Collect every line below that contains the word "React".

╔══

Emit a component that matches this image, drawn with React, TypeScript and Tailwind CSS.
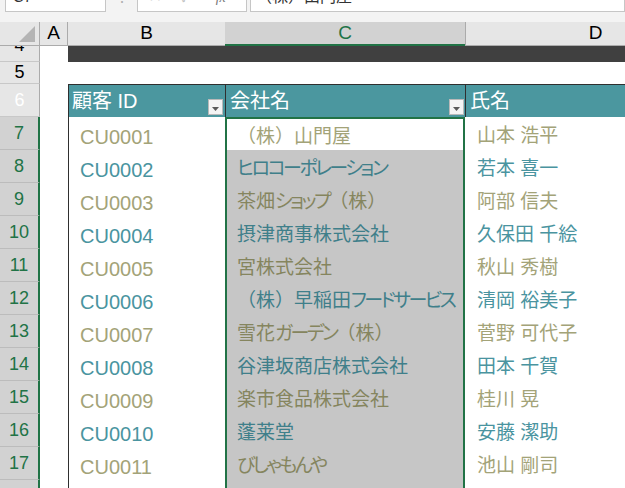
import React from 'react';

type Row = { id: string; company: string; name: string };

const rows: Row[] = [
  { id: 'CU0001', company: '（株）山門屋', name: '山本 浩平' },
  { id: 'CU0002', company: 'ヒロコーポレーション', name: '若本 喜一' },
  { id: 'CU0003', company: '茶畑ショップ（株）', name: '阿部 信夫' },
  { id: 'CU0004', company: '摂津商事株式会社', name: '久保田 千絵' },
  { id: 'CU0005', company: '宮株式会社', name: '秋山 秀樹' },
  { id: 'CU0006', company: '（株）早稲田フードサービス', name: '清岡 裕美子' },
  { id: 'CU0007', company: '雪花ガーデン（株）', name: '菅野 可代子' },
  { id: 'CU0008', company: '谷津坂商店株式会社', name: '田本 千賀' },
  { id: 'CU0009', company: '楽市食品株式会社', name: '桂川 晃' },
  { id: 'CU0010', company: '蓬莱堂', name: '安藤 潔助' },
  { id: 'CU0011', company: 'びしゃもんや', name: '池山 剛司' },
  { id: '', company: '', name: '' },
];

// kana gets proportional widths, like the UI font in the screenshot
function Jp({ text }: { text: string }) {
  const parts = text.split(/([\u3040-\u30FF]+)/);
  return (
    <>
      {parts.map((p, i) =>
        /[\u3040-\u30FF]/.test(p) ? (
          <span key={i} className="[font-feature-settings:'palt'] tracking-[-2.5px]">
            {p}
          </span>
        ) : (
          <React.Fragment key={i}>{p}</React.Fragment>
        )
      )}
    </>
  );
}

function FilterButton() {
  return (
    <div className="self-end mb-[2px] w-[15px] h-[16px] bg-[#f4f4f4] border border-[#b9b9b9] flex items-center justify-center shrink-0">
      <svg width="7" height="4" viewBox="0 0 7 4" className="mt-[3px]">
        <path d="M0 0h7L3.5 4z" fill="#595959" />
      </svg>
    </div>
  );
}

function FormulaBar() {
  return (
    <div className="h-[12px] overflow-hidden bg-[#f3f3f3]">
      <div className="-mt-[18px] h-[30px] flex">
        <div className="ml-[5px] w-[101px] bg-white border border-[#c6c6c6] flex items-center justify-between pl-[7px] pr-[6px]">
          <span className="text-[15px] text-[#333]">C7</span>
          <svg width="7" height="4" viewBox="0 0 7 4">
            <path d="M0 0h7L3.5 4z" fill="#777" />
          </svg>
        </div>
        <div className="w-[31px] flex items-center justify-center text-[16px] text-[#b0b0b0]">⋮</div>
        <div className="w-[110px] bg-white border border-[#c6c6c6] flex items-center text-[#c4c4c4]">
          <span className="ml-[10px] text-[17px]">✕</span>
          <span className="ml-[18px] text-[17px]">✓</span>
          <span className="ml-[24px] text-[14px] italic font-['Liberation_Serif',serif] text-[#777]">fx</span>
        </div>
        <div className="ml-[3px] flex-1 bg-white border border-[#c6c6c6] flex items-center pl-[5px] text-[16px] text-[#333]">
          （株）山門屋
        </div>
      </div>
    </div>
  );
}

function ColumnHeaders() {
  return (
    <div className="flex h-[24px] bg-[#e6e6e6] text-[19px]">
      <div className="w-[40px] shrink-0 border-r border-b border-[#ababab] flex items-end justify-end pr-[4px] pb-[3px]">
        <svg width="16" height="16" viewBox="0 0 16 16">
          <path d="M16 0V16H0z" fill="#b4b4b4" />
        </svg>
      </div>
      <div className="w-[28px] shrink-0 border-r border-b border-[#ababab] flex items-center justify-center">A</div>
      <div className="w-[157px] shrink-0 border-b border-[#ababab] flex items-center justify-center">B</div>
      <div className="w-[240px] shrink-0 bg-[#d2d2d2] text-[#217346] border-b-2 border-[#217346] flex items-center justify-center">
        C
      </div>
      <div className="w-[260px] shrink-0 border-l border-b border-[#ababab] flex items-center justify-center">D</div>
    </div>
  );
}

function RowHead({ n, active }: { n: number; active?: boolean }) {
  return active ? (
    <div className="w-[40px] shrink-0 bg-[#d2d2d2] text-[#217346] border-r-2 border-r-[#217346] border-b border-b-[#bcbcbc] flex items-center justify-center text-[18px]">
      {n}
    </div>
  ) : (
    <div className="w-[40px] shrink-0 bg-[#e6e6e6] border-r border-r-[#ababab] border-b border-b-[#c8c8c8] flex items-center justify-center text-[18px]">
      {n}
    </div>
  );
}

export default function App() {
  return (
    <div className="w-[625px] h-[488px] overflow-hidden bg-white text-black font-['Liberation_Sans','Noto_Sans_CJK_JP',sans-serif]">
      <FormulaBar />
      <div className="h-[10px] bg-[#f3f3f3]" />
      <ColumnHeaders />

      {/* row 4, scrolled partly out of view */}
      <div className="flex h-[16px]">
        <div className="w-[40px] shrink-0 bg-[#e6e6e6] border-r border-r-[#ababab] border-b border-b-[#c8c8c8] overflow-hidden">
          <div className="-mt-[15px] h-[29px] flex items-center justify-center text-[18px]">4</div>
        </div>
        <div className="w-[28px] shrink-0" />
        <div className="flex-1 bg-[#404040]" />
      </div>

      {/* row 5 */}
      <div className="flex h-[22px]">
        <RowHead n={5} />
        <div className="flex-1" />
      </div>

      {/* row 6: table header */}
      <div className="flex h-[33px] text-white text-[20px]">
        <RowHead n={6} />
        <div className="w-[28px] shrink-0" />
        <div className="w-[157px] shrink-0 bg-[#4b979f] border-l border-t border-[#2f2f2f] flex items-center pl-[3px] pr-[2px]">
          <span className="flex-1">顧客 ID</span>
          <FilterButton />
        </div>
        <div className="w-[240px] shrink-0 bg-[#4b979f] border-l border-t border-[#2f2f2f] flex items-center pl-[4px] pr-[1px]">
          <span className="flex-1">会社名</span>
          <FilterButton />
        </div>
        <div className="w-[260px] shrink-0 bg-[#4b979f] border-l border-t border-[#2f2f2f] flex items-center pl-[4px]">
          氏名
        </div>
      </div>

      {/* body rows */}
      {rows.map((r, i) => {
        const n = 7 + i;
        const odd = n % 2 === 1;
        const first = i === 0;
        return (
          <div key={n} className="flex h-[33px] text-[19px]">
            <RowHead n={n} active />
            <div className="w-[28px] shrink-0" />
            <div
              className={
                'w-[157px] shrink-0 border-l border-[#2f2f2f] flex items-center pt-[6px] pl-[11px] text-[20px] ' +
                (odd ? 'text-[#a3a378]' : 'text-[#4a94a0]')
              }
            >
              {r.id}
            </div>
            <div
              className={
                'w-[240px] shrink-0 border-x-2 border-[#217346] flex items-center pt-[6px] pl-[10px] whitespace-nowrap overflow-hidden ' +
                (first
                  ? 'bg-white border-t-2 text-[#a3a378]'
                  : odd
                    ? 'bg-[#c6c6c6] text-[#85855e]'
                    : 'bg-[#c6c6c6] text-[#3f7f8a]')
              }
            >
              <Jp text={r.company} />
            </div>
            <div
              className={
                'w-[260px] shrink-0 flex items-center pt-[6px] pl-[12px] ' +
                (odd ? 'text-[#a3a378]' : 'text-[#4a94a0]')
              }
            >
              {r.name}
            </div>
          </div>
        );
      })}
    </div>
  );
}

╚══

### Worked solution
Emit a component that matches this image, drawn with React, TypeScript and Tailwind CSS.
import React from 'react';
          <React.Fragment key={i}>{p}</React.Fragment>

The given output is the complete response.